Mi apartamento me parecía más sórdido que nunca. Lo evité, pasando tanto tiempo como me era posible en el Hospital, en donde los retos de mi nuevo trabajo servían para distraerme. Tomé todo un grupo de casos de la lista de espera, y me presenté voluntario para el turno nocturno en la Sala de Emergencias. Al tercer día, ella apareció en mi oficina, con aspecto muy feliz, casi enfebrecida por la dicha.

Cerró la puerta, besos profundos y abrazos. Dijo alguna cosa acerca de haberme echado en falta, dejó que mis manos recorriesen sus curvas. Luego se apartó, ruborizada y riendo.

– ¿Está libre para la comida, doctor?

Me llevó al aparcamiento del Hospital, hasta un brillante descapotable: un Alfa Romeo Spider nuevo de trinca.

– ¿Te gusta?

– Claro, es estupendo.

Me tiró las llaves.

– Tú conduces.

Comimos en un restaurante italiano en Los Feliz escuchando óperas y tomando canolli de postre. De regreso al coche, me dijo:

– Tengo algo que enseñarte, Alex -y me dirigió hacia el oeste, hacia Nichols Canyon.

Mientras subía por el sendero hacia la casa gris de techo de piedrecitas, me dijo:

– ¿Qué le parece, doctor?

– ¿Quién vive aquí?

– Su segura servidora.

– ¿La has alquilado?

– ¡No! ¡Es mía! -Salió del coche y se fue a la puerta delantera.
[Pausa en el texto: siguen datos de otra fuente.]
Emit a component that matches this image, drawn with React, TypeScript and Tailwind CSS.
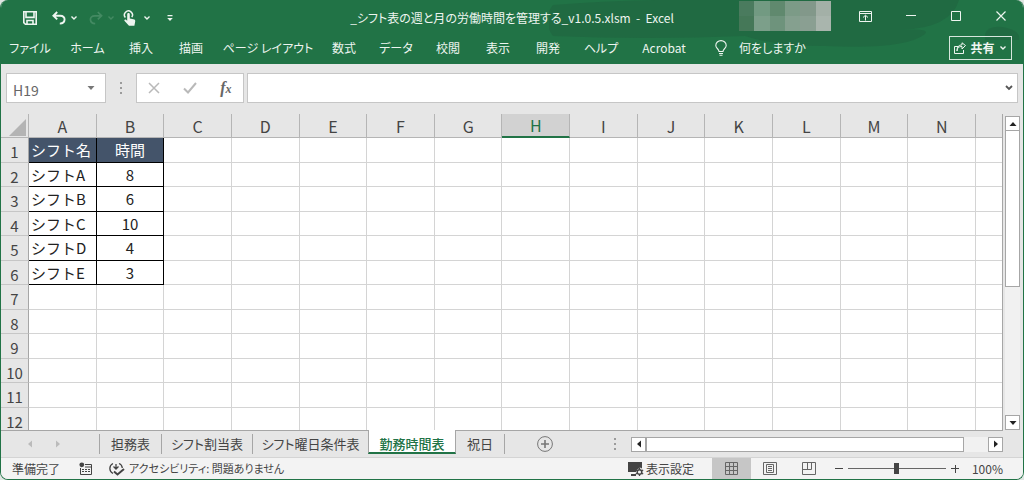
import React, { useState } from "react";

const ribbonTabs = [
  { label: "ファイル", width: "w-[58px]" },
  { label: "ホーム", width: "w-[57px]" },
  { label: "挿入", width: "w-[50px]" },
  { label: "描画", width: "w-[50px]" },
  { label: "ページ レイアウト", width: "w-[104px]" },
  { label: "数式", width: "w-[48px]" },
  { label: "データ", width: "w-[56px]" },
  { label: "校閲", width: "w-[48px]" },
  { label: "表示", width: "w-[52px]" },
  { label: "開発", width: "w-[48px]" },
  { label: "ヘルプ", width: "w-[58px]" },
  { label: "Acrobat", width: "w-[68px]" },
];

const columns = "ABCDEFGHIJKLMN".split("");

const shifts = [
  ["シフト名", "時間"],
  ["シフトA", "8"],
  ["シフトB", "6"],
  ["シフトC", "10"],
  ["シフトD", "4"],
  ["シフトE", "3"],
];

const sheets = [
  { label: "担務表", width: "w-[62px]" },
  { label: "シフト割当表", width: "w-[91px]" },
  { label: "シフト曜日条件表", width: "w-[116px]" },
  { label: "勤務時間表", width: "w-[88px]" },
  { label: "祝日", width: "w-[49px]" },
];

// Blurred account name in the title bar
const mosaic = [
  "bg-[#4a7b5e]", "bg-[#729a82]", "bg-[#60896e]", "bg-[#7c9b87]", "bg-[#82988a]", "bg-[#a3b0a7]",
  "bg-[#457858]", "bg-[#7c9f8a]", "bg-[#6e937c]", "bg-[#85a08f]", "bg-[#8a9f92]", "bg-[#a9b5ad]",
];

const Chevron = ({ className = "" }: { className?: string }) => (
  <svg viewBox="0 0 8 6" className={`w-2 h-1.5 ${className}`} fill="none" stroke="currentColor" strokeWidth="1.4">
    <path d="M1.5 1.5 4 4l2.5-2.5" />
  </svg>
);

const Triangle = ({ className = "" }: { className?: string }) => (
  <svg viewBox="0 0 8 8" className={`w-2 h-2 ${className}`} fill="currentColor">
    <path d="M4 2 7.5 6h-7z" />
  </svg>
);

const Dots = () => (
  <svg viewBox="0 0 2 12" className="w-0.5 h-3" fill="#9b9b9b">
    <path d="M0 0h2v2H0zM0 5h2v2H0zM0 10h2v2H0z" />
  </svg>
);

const TitleBar = () => (
  <header className="relative h-8 shrink-0 flex items-center">
    {/* Faint brush strokes of the theme background */}
    <svg
      className="absolute right-0 top-0 w-[474px] h-16"
      viewBox="0 0 474 64"
      fill="#20643f"
      fillOpacity="0.6"
      aria-hidden="true"
    >
      <path d="M4 5Q90-2 200 0h210Q402 28 352 30q30-2 24 4-20 16-100 12-50 0-80-10-100 4-192 0-12-16 0-31z" />
      <path d="M436 34q4-10 22-6 14 4 12 12h-34z" />
    </svg>
    <div className="relative flex items-center w-[200px] pl-[22px] pt-[3px]">
      <button aria-label="上書き保存">
        <svg viewBox="0 0 14 14" className="w-3.5 h-3.5" fill="none" stroke="currentColor" strokeWidth="1.6">
          <path d="M.8.8h12.4v12.4H2.4L.8 11.6zM3 1v5.4h8V1M4 13V9.5h6V13" />
        </svg>
      </button>
      <button aria-label="元に戻す" className="ml-[15px]">
        <svg viewBox="0 0 14 14" className="w-3.5 h-3.5" fill="none" stroke="currentColor" strokeWidth="1.9">
          <path d="M5.2 1 1.4 4.8l3.8 3.6M1.8 4.8h6.4c6.2 0 5.6 7.6-.4 7.8" />
        </svg>
      </button>
      <Chevron className="ml-1" />
      <button aria-label="やり直し" className="ml-[11px] text-[#5a9a76] opacity-60" disabled>
        <svg viewBox="0 0 14 14" className="w-3.5 h-3.5" fill="none" stroke="currentColor" strokeWidth="1.7">
          <path d="m8.8 1 3.8 3.8-3.8 3.6M12.2 4.8H5.8c-6.2 0-5.6 7.6.4 7.8" />
        </svg>
      </button>
      <Chevron className="ml-1 text-[#5a9a76] opacity-60" />
      <button aria-label="タッチ/マウス モードの切り替え" className="ml-2">
        <svg viewBox="0 0 14 16" className="w-3.5 h-4">
          <path d="M2.4 7.6a4 4 0 1 1 6.4-.4" fill="none" stroke="currentColor" strokeWidth="1.5" />
          <path
            d="M4.2 4.4c0-1.8 2.6-1.8 2.6 0v4l3.6.8c1.6.4 2 1 1.8 2.4l-.8 4.2H6L1.6 11c-.8-1 .4-2 1.4-1.2l1.2 1z"
            fill="currentColor"
          />
        </svg>
      </button>
      <Chevron className="ml-1.5" />
      <button aria-label="クイック アクセス ツール バーのカスタマイズ" className="ml-[15px]">
        <svg viewBox="0 0 8 8" className="w-2 h-2" fill="currentColor">
          <path d="M1.5 1h5v1.2h-5zM1.2 4h5.6L4 7z" />
        </svg>
      </button>
    </div>
    <h1 className="relative flex-1 text-center text-xs pt-1 whitespace-pre">
      _シフト表の週と月の労働時間を管理する_v1.0.5.xlsm{"  -  "}Excel
    </h1>
    <div className="relative flex items-center w-[200px] h-8">
      <div className="absolute right-[192px] top-px grid grid-cols-6 w-[92px] h-[30px]" aria-hidden="true">
        {mosaic.map((color, i) => (
          <span key={i} className={color} />
        ))}
      </div>
      <button aria-label="リボンの表示オプション" className="ml-9">
        <svg viewBox="0 0 13 11" className="w-[13px] h-[11px]" fill="none" stroke="currentColor">
          <path d="M.5.5h12v10H.5zM.5 2.500h12M6.500 9.500V4.500M4 6.500l2.500-2.300L9 6.500" />
        </svg>
      </button>
      <button aria-label="最小化" className="ml-[34px]">
        <svg viewBox="0 0 10 10" className="w-2.5 h-2.5" stroke="currentColor">
          <path d="M0 4.500h10" />
        </svg>
      </button>
      <button aria-label="最大化" className="ml-[35px]">
        <svg viewBox="0 0 10 10" className="w-2.5 h-2.5" fill="none" stroke="currentColor">
          <path d="M.5.5h9v9h-9z" />
        </svg>
      </button>
      <button aria-label="閉じる" className="ml-[35px]">
        <svg viewBox="0 0 10 10" className="w-2.5 h-2.5" stroke="currentColor" strokeWidth="1.2">
          <path d="m.5.5 9 9M9.500.5l-9 9" />
        </svg>
      </button>
    </div>
  </header>
);

const Ribbon = () => (
  <nav className="relative h-8 shrink-0 flex items-center text-xs">
    {ribbonTabs.map((tab) => (
      <button key={tab.label} className={`${tab.width} shrink-0 h-8 text-center whitespace-nowrap`}>
        {tab.label}
      </button>
    ))}
    <button className="flex items-center gap-3 ml-[17px] whitespace-nowrap">
      <svg viewBox="0 0 12 16" className="w-3 h-4" fill="none" stroke="currentColor" strokeWidth="1.1">
        <path d="M4 11.500C4 9 .8 8.400.8 5.400a5.200 4.800 0 0 1 10.400 0C11.200 8.400 8 9 8 11.500zM4 13.500h4M4.500 15.300h3" />
      </svg>
      何をしますか
    </button>
    <button className="ml-auto mr-[11px] flex items-center justify-center gap-1 w-[63px] h-6 border border-[#d7e6dd] font-bold text-xs">
      <svg viewBox="0 0 12 12" className="w-3 h-3" fill="none" stroke="currentColor">
        <path d="M4.500 4.500h-4v7h9V8M3 9c.3-3.500 2-4.500 5-4.500V7l3.500-3.500L8 .8v2C4.500 3 3 5 3 9z" />
      </svg>
      共有
      <Chevron />
    </button>
  </nav>
);

const FormulaBar = () => (
  <div className="h-[50px] shrink-0 flex items-start pt-[9px] pl-[5px] pr-[5px] text-[#666]">
    <div className="flex items-center w-[100px] h-[30px] bg-white border border-[#c6c6c6]">
      <input
        aria-label="名前ボックス"
        defaultValue="H19"
        className="w-20 pl-1.5 pt-1 text-sm outline-none"
      />
      <button aria-label="名前の一覧">
        <Triangle className="rotate-180 text-[#777]" />
      </button>
    </div>
    <div className="w-[30px] h-[30px] flex items-center justify-center">
      <Dots />
    </div>
    <div className="flex items-center justify-around w-[108px] h-[30px] bg-white border border-[#c6c6c6]">
      <button aria-label="キャンセル" className="text-[#b9b9b9]">
        <svg viewBox="0 0 12 12" className="w-3 h-3" stroke="currentColor" strokeWidth="1.500">
          <path d="m1 1 10 10M11 1 1 11" />
        </svg>
      </button>
      <button aria-label="入力" className="text-[#b9b9b9]">
        <svg viewBox="0 0 14 12" className="w-3.5 h-3" fill="none" stroke="currentColor" strokeWidth="2">
          <path d="m1 6.500 4 4L13 1" />
        </svg>
      </button>
      <button
        aria-label="関数の挿入"
        className="font-['Liberation_Serif',serif] italic font-bold text-base leading-4"
      >
        f<span className="text-xs">x</span>
      </button>
    </div>
    <div className="flex-1 flex items-center ml-[3px] pr-1 h-[30px] bg-white border border-[#c6c6c6]">
      <input aria-label="数式バー" className="flex-1 min-w-0 px-2 text-sm outline-none" />
      <button aria-label="数式バーの展開" className="text-[#555]">
        <svg viewBox="0 0 8 6" className="w-2 h-1.5" fill="none" stroke="currentColor" strokeWidth="1.800">
          <path d="M1 1 4 4l3-3" />
        </svg>
      </button>
    </div>
  </div>
);

const cellStyle = (row: number, col: number) => {
  if (row >= shifts.length || col > 1) return "border-[#d4d4d4] bg-white";
  if (row === 0) return "border-black bg-[#44546a] text-white";
  return "border-black bg-white text-[#222]";
};

const Grid = () => (
  <div className="flex-1 min-h-0 flex">
    <div className="flex-1 min-w-0 overflow-hidden border-r border-[#a6a6a6]">
      <table className="w-full table-fixed border-separate border-spacing-0 text-[15px] leading-[18px] [font-feature-settings:normal]">
        <thead>
          <tr className="h-6 text-base leading-[18px] text-[#444]">
            <th className="w-7 border-r border-b border-[#b5b5b5]">
              <svg viewBox="0 0 17 17" className="ml-2 mt-1 w-[17px] h-[17px]" fill="#b4b4b4">
                <path d="M17 0v17H0z" />
              </svg>
            </th>
            {columns.map((name) => (
              <th
                key={name}
                scope="col"
                className={
                  name === "H"
                    ? "border-r border-b-2 border-r-[#b5b5b5] border-b-[#217346] bg-[#d2d2d2] font-normal text-[#217346]"
                    : "border-r border-b border-[#b5b5b5] font-normal"
                }
              >
                {name}
              </th>
            ))}
            <th className="w-[26px] border-b border-[#b5b5b5]" />
          </tr>
        </thead>
        <tbody>
          {Array.from({ length: 12 }, (_, row) => (
            <tr key={row} className={row % 2 === 0 ? "h-[25px]" : "h-6"}>
              <th
                scope="row"
                className="border-r border-b border-r-[#a6a6a6] border-b-[#c6c6c6] pt-1 bg-[#e6e6e6] font-normal text-[#444]"
              >
                {row + 1}
              </th>
              {columns.map((name, col) => (
                <td
                  key={name}
                  className={`border-r border-b whitespace-nowrap ${
                    col === 0 ? "pl-[2px]" : "text-center"
                  } ${cellStyle(row, col)}`}
                >
                  {shifts[row]?.[col]}
                </td>
              ))}
              <td className="border-b border-[#d4d4d4] bg-white" />
            </tr>
          ))}
        </tbody>
      </table>
    </div>
    <div className="w-5 shrink-0 flex flex-col pl-0.5 pr-[3px] pt-0.5 text-[#222]">
      <button aria-label="上へスクロール" className="h-[15px] flex items-center justify-center bg-white border border-[#a6a6a6]">
        <Triangle />
      </button>
      <div className="flex-1 bg-[#f1f1f1]">
        <div className="h-[55%] bg-white border border-t-0 border-[#a6a6a6]" />
      </div>
      <button aria-label="下へスクロール" className="h-[15px] flex items-center justify-center bg-white border border-[#a6a6a6]">
        <Triangle className="rotate-180" />
      </button>
    </div>
  </div>
);

const SheetTabs = () => {
  const [active, setActive] = useState("勤務時間表");

  return (
    <div className="h-[27px] shrink-0 flex items-start text-[#444]">
      <div className="flex items-center w-[98px] h-[27px] pl-[25px] gap-5 border-t border-[#a6a6a6] text-[#bbb]">
        <button aria-label="前のシート">
          <Triangle className="-rotate-90" />
        </button>
        <button aria-label="次のシート">
          <Triangle className="rotate-90" />
        </button>
      </div>
      {sheets.map((sheet) => (
        <button
          key={sheet.label}
          onClick={() => setActive(sheet.label)}
          className={`${sheet.width} shrink-0 whitespace-nowrap text-[13px] leading-5 ${
            sheet.label === active
              ? "h-6 pt-1 bg-white border-x border-b-2 border-x-[#a6a6a6] border-b-[#217346] font-medium text-[#217346]"
              : "h-[27px] border-t border-[#a6a6a6]"
          }`}
        >
          <span
            className={
              sheet.label === active
                ? "block"
                : sheet.label === "祝日"
                  ? "block border-r border-[#a6a6a6]"
                  : "block border-l border-[#a6a6a6]"
            }
          >
            {sheet.label}
          </span>
        </button>
      ))}
      <div className="flex-1 flex items-center h-[27px] border-t border-[#a6a6a6]">
        <button aria-label="新しいシート" className="ml-8 text-[#777]">
          <svg viewBox="0 0 16 16" className="w-4 h-4" fill="none" stroke="currentColor">
            <circle cx="8" cy="8" r="7.400" />
            <path d="M8 4v8M4 8h8" strokeWidth="1.600" />
          </svg>
        </button>
        <div className="ml-[61px] mr-[15px]">
          <Dots />
        </div>
        <button aria-label="左へスクロール" className="w-[15px] h-[15px] flex items-center justify-center bg-white border border-[#a6a6a6] text-[#222]">
          <Triangle className="-rotate-90" />
        </button>
        <div className="flex-1 h-[15px] bg-[#f1f1f1]">
          <div className="w-[93%] h-[15px] bg-white border border-[#a6a6a6]" />
        </div>
        <button aria-label="右へスクロール" className="w-[15px] h-[15px] flex items-center justify-center bg-white border border-[#a6a6a6] text-[#222]">
          <Triangle className="rotate-90" />
        </button>
      </div>
      <div className="w-5 shrink-0" />
    </div>
  );
};

const StatusBar = () => {
  const [zoom, setZoom] = useState(100);

  return (
    <footer className="h-[22px] shrink-0 flex items-center bg-[#f3f3f3] border-t border-[#d4d4d4] text-xs text-[#444] whitespace-nowrap">
      <span className="w-[78px] pl-[11px]">準備完了</span>
      <button aria-label="マクロの記録">
        <svg viewBox="0 0 13 13" className="w-[13px] h-[13px]" fill="none" stroke="currentColor">
          <path d="M6 2.500h6.500v10H1.500V6M3 7.500h2m1 0h2m1 0h2M3 9.500h2m1 0h2m1 0h2M6 5h6" />
          <circle cx="2.800" cy="2.800" r="2.400" fill="currentColor" stroke="none" />
        </svg>
      </button>
      <button className="flex items-center gap-1 ml-[17px] text-[11px]">
        <svg viewBox="0 0 16 14" className="w-4 h-3.5" fill="none" stroke="currentColor" strokeWidth="1.300">
          <path d="M4 1.500C-.2 3.500-.2 9.500 4 11.500M10 1.500c2 .8 3.200 2.300 3.300 4.500M7 2v5M4.500 4.500 7 7l2.500-2.500" />
          <path d="m5 9.500 3.500 3L15 7" strokeWidth="2" />
        </svg>
        アクセシビリティ: 問題ありません
      </button>
      <button className="flex items-center gap-0.5 ml-auto mr-[18px]">
        <svg viewBox="0 0 16 14" className="w-4 h-3.5">
          <path d="M0 0h14v6.500l-2-1-4 3V10H0zM3 12h5v2H3z" fill="currentColor" />
          <circle cx="11.500" cy="10" r="2.300" fill="none" stroke="currentColor" strokeWidth="1.500" />
          <path
            d="M11.500 6v1.500M11.500 12.500V14M7.800 8l1.500.8M13.700 11.200l1.500.8M7.800 12l1.500-.8M13.700 8.800l1.500-.8"
            stroke="currentColor"
            strokeWidth="1.300"
          />
        </svg>
        表示設定
      </button>
      <button aria-label="標準" className="w-[39px] h-[21px] flex items-center justify-center bg-[#c6c6c6]">
        <svg viewBox="0 0 13 13" className="w-[13px] h-[13px]" fill="none" stroke="#666">
          <path d="M.5.5h12v12H.5zM.5 4.500h12M.5 8.500h12M4.500.5v12M8.500.5v12" />
        </svg>
      </button>
      <button aria-label="ページ レイアウト" className="w-[39px] h-[21px] flex items-center justify-center">
        <svg viewBox="0 0 14 13" className="w-3.5 h-[13px]" fill="none" stroke="#666">
          <path d="M.5.5h13v12H.5zM3.500 2.500h7v8h-7zM5 4.500h4M5 6.500h4M5 8.500h4" />
        </svg>
      </button>
      <button aria-label="改ページ プレビュー" className="w-[39px] h-[21px] flex items-center justify-center">
        <svg viewBox="0 0 14 13" className="w-3.5 h-[13px]" fill="none" stroke="#666">
          <path d="M.5.5h13v12H.5zM5.500.5v7M9.500.5v7M.5 7.500h9" />
        </svg>
      </button>
      <button aria-label="縮小" className="ml-1.5">
        <svg viewBox="0 0 8 8" className="w-2 h-2" stroke="currentColor">
          <path d="M0 3.500h8" />
        </svg>
      </button>
      <input
        type="range"
        aria-label="ズーム"
        min={0}
        max={200}
        value={zoom}
        onChange={(e) => setZoom(Number(e.target.value))}
        className="mx-[5px] w-[98px] h-[11px] appearance-none bg-transparent [&::-webkit-slider-runnable-track]:h-px [&::-webkit-slider-runnable-track]:bg-[#666] [&::-webkit-slider-thumb]:appearance-none [&::-webkit-slider-thumb]:-mt-[5px] [&::-webkit-slider-thumb]:w-[5px] [&::-webkit-slider-thumb]:h-[11px] [&::-webkit-slider-thumb]:bg-[#444]"
      />
      <button aria-label="拡大">
        <svg viewBox="0 0 8 8" className="w-2 h-2" stroke="currentColor">
          <path d="M0 3.500h8M4.500 0v8" />
        </svg>
      </button>
      <button className="ml-[13px] mr-5">{zoom}%</button>
    </footer>
  );
};

export default function App() {
  return (
    <div className="h-screen bg-[#dfe6e2] font-['Noto_Sans_CJK_JP',sans-serif] [font-feature-settings:'palt']">
      <div className="h-full flex flex-col overflow-hidden rounded-lg border border-t-0 border-[#217346] bg-[#e6e6e6]">
        <div className="shrink-0 bg-[#217346] text-[#eef5f0]">
          <TitleBar />
          <Ribbon />
        </div>
        <FormulaBar />
        <Grid />
        <SheetTabs />
        <StatusBar />
      </div>
    </div>
  );
}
Me sorprendió hallar la casa amueblada, y aún más con la anticuada decoración, estilo años cincuenta, del lugar. Vivíamos en unos tiempos en que lo orgánico era rey: tonos terrosos, velas de iluminación hechas a mano, y batiks. Así que todo ese aluminio y plástico, los colores planos y fríos, parecían superados, casi como de chiste.

Pero ella fue flotando por el interior, envuelta en su orgullo de propietaria, tocando y poniendo bien cosas, abriendo unas cortinas para dejar al descubierto una pared de cristal. La vista me hizo olvidar el aluminio.

Desde luego, aquello no era, ni por asomos, el chamizo de un estudiante. Pensé: es una mantenida…, alguien le ha puesto la casa. Alguien lo bastante mayor como para haber comprado muebles de los cincuenta.

¿Kruse? Ella nunca me había confirmado esa supuesta relación…

– Entonces… ¿qué piensa usted, doctor?

– Realmente impresionante. ¿Cómo te lo has montado?

Ella estaba en la cocina, sirviendo 7-Up en dos vasos. Hizo un mohín.

– La verdad es que no te gusta.

– No, no. ¡Es fantástica!

– Tu tono de voz me dice otra cosa, Alex.

– Sólo me estaba preguntando cómo te las apañas para tener todo esto. Financieramente hablando.

Hizo un gesto teatral y me contestó con una voz a lo Mata Hari:

– Tengo una doble vida.

– ¡Aja!

– ¡Oh, Alex, no seas aguafiestas! No me he acostado con nadie para conseguir esto.

Eso me estremeció, y le dije:

– No estaba implicando que lo hubieses hecho.

Su sonrisa era malévola.

– Pero si cruzó por tu mente, mi dulce Príncipe.

– ¡Jamás! -Miré a las montañas. El cielo era color agua de mar clara, sobre un horizonte de marrón rosado. Seguía la coordinación de colores de los cincuenta-. Nada ha cruzado por mi mente. Simplemente, es que no estaba preparado para esto. No te veo, ni sé nada de ti durante todo el verano y, ahora… esto.

Me dio el refresco, puso su cabeza en mi hombro.

– Es hermoso -le dije-. No tanto como tú, pero hermoso. Disfrútalo.